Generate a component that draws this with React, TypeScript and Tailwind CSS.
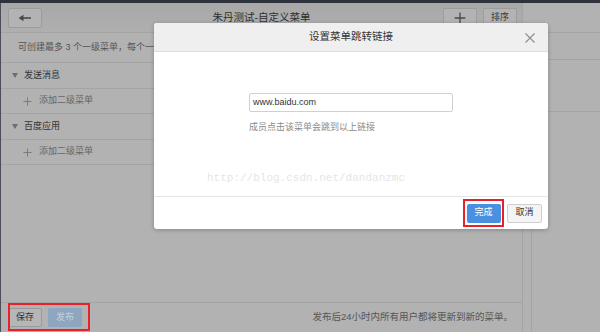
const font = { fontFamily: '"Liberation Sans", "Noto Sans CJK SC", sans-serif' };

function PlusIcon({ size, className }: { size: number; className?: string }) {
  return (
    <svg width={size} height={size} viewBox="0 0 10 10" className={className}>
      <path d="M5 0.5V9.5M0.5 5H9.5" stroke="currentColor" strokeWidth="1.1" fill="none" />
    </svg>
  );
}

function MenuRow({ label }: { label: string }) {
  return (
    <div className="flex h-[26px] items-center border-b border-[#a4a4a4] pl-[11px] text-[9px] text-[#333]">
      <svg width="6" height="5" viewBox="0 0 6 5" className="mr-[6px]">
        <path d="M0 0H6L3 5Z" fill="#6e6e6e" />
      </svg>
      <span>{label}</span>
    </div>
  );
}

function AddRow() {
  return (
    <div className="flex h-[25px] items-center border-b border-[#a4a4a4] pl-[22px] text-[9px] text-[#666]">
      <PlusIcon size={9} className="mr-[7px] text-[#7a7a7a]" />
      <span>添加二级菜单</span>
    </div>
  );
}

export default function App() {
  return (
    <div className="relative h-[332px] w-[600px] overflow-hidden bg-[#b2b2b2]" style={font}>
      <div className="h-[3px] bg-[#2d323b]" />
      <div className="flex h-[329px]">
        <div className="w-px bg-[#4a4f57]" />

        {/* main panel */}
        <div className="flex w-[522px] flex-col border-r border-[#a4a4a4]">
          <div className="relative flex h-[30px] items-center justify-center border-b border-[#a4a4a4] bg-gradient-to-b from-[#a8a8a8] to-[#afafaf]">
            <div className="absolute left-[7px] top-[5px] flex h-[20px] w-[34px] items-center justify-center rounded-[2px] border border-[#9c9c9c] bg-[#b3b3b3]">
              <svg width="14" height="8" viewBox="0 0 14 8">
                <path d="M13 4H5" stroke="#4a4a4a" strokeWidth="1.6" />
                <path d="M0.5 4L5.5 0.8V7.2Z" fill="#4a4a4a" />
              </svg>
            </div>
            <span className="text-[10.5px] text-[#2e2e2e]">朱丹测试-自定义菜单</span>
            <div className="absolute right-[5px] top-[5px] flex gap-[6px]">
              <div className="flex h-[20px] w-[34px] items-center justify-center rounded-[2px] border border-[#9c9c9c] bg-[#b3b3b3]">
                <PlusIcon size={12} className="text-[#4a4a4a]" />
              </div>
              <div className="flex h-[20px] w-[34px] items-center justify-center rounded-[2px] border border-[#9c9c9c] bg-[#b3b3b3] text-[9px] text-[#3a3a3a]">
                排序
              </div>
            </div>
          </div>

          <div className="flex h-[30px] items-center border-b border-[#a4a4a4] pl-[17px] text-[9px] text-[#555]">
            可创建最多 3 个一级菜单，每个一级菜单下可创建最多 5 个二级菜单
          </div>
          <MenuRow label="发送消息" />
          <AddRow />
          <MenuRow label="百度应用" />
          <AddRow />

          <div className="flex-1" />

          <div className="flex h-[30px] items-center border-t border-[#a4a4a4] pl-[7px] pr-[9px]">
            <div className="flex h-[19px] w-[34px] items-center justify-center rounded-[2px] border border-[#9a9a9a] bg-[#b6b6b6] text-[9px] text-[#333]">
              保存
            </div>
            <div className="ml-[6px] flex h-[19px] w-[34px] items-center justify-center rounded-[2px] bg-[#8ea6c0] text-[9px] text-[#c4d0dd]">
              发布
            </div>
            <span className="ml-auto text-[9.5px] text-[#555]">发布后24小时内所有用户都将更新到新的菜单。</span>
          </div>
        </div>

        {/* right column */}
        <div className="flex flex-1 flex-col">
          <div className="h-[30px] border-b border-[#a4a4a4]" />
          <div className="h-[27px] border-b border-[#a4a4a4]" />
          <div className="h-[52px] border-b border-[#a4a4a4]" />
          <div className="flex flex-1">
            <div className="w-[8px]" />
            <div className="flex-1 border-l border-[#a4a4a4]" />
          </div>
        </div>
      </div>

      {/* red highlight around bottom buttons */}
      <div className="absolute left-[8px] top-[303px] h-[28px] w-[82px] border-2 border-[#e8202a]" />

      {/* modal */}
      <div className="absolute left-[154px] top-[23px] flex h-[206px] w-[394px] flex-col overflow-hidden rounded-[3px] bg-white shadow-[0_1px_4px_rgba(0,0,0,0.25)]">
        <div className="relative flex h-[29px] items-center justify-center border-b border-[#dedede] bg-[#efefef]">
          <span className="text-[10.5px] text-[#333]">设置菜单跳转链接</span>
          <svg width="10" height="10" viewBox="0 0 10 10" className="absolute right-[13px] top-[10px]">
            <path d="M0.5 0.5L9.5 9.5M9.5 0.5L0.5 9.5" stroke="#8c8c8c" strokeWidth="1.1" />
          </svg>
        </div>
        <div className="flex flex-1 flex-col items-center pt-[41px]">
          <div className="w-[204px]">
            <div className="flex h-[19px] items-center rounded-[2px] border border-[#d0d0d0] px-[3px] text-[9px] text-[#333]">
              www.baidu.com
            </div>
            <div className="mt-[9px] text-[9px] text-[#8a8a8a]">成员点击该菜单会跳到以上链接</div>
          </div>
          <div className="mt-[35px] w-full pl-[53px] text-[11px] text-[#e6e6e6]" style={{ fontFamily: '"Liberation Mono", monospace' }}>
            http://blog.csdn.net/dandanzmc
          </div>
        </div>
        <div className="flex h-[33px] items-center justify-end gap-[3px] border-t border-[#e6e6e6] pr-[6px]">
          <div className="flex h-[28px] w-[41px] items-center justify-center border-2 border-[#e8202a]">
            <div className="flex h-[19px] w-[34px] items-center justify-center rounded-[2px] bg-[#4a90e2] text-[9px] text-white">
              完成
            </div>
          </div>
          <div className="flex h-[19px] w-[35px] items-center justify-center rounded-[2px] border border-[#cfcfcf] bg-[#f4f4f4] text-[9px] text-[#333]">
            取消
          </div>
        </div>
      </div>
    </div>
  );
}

Objective: Every line is to be duplicated exactly, though pictures stay out.

Response to this task:
Generate a component that draws this with React, TypeScript and Tailwind CSS.
const font = { fontFamily: '"Liberation Sans", "Noto Sans CJK SC", sans-serif' };

function PlusIcon({ size, className }: { size: number; className?: string }) {
  return (
    <svg width={size} height={size} viewBox="0 0 10 10" className={className}>
      <path d="M5 0.5V9.5M0.5 5H9.5" stroke="currentColor" strokeWidth="1.1" fill="none" />
    </svg>
  );
}

function MenuRow({ label }: { label: string }) {
  return (
    <div className="flex h-[26px] items-center border-b border-[#a4a4a4] pl-[11px] text-[9px] text-[#333]">
      <svg width="6" height="5" viewBox="0 0 6 5" className="mr-[6px]">
        <path d="M0 0H6L3 5Z" fill="#6e6e6e" />
      </svg>
      <span>{label}</span>
    </div>
  );
}

function AddRow() {
  return (
    <div className="flex h-[25px] items-center border-b border-[#a4a4a4] pl-[22px] text-[9px] text-[#666]">
      <PlusIcon size={9} className="mr-[7px] text-[#7a7a7a]" />
      <span>添加二级菜单</span>
    </div>
  );
}

export default function App() {
  return (
    <div className="relative h-[332px] w-[600px] overflow-hidden bg-[#b2b2b2]" style={font}>
      <div className="h-[3px] bg-[#2d323b]" />
      <div className="flex h-[329px]">
        <div className="w-px bg-[#4a4f57]" />

        {/* main panel */}
        <div className="flex w-[522px] flex-col border-r border-[#a4a4a4]">
          <div className="relative flex h-[30px] items-center justify-center border-b border-[#a4a4a4] bg-gradient-to-b from-[#a8a8a8] to-[#afafaf]">
            <div className="absolute left-[7px] top-[5px] flex h-[20px] w-[34px] items-center justify-center rounded-[2px] border border-[#9c9c9c] bg-[#b3b3b3]">
              <svg width="14" height="8" viewBox="0 0 14 8">
                <path d="M13 4H5" stroke="#4a4a4a" strokeWidth="1.6" />
                <path d="M0.5 4L5.5 0.8V7.2Z" fill="#4a4a4a" />
              </svg>
            </div>
            <span className="text-[10.5px] text-[#2e2e2e]">朱丹测试-自定义菜单</span>
            <div className="absolute right-[5px] top-[5px] flex gap-[6px]">
              <div className="flex h-[20px] w-[34px] items-center justify-center rounded-[2px] border border-[#9c9c9c] bg-[#b3b3b3]">
                <PlusIcon size={12} className="text-[#4a4a4a]" />
              </div>
              <div className="flex h-[20px] w-[34px] items-center justify-center rounded-[2px] border border-[#9c9c9c] bg-[#b3b3b3] text-[9px] text-[#3a3a3a]">
                排序
              </div>
            </div>
          </div>

          <div className="flex h-[30px] items-center border-b border-[#a4a4a4] pl-[17px] text-[9px] text-[#555]">
            可创建最多 3 个一级菜单，每个一级菜单下可创建最多 5 个二级菜单
          </div>
          <MenuRow label="发送消息" />
          <AddRow />
          <MenuRow label="百度应用" />
          <AddRow />

          <div className="flex-1" />

          <div className="flex h-[30px] items-center border-t border-[#a4a4a4] pl-[7px] pr-[9px]">
            <div className="flex h-[19px] w-[34px] items-center justify-center rounded-[2px] border border-[#9a9a9a] bg-[#b6b6b6] text-[9px] text-[#333]">
              保存
            </div>
            <div className="ml-[6px] flex h-[19px] w-[34px] items-center justify-center rounded-[2px] bg-[#8ea6c0] text-[9px] text-[#c4d0dd]">
              发布
            </div>
            <span className="ml-auto text-[9.5px] text-[#555]">发布后24小时内所有用户都将更新到新的菜单。</span>
          </div>
        </div>

        {/* right column */}
        <div className="flex flex-1 flex-col">
          <div className="h-[30px] border-b border-[#a4a4a4]" />
          <div className="h-[27px] border-b border-[#a4a4a4]" />
          <div className="h-[52px] border-b border-[#a4a4a4]" />
          <div className="flex flex-1">
            <div className="w-[8px]" />
            <div className="flex-1 border-l border-[#a4a4a4]" />
          </div>
        </div>
      </div>

      {/* red highlight around bottom buttons */}
      <div className="absolute left-[8px] top-[303px] h-[28px] w-[82px] border-2 border-[#e8202a]" />

      {/* modal */}
      <div className="absolute left-[154px] top-[23px] flex h-[206px] w-[394px] flex-col overflow-hidden rounded-[3px] bg-white shadow-[0_1px_4px_rgba(0,0,0,0.25)]">
        <div className="relative flex h-[29px] items-center justify-center border-b border-[#dedede] bg-[#efefef]">
          <span className="text-[10.5px] text-[#333]">设置菜单跳转链接</span>
          <svg width="10" height="10" viewBox="0 0 10 10" className="absolute right-[13px] top-[10px]">
            <path d="M0.5 0.5L9.5 9.5M9.5 0.5L0.5 9.5" stroke="#8c8c8c" strokeWidth="1.1" />
          </svg>
        </div>
        <div className="flex flex-1 flex-col items-center pt-[41px]">
          <div className="w-[204px]">
            <div className="flex h-[19px] items-center rounded-[2px] border border-[#d0d0d0] px-[3px] text-[9px] text-[#333]">
              www.baidu.com
            </div>
            <div className="mt-[9px] text-[9px] text-[#8a8a8a]">成员点击该菜单会跳到以上链接</div>
          </div>
          <div className="mt-[35px] w-full pl-[53px] text-[11px] text-[#e6e6e6]" style={{ fontFamily: '"Liberation Mono", monospace' }}>
            http://blog.csdn.net/dandanzmc
          </div>
        </div>
        <div className="flex h-[33px] items-center justify-end gap-[3px] border-t border-[#e6e6e6] pr-[6px]">
          <div className="flex h-[28px] w-[41px] items-center justify-center border-2 border-[#e8202a]">
            <div className="flex h-[19px] w-[34px] items-center justify-center rounded-[2px] bg-[#4a90e2] text-[9px] text-white">
              完成
            </div>
          </div>
          <div className="flex h-[19px] w-[35px] items-center justify-center rounded-[2px] border border-[#cfcfcf] bg-[#f4f4f4] text-[9px] text-[#333]">
            取消
          </div>
        </div>
      </div>
    </div>
  );
}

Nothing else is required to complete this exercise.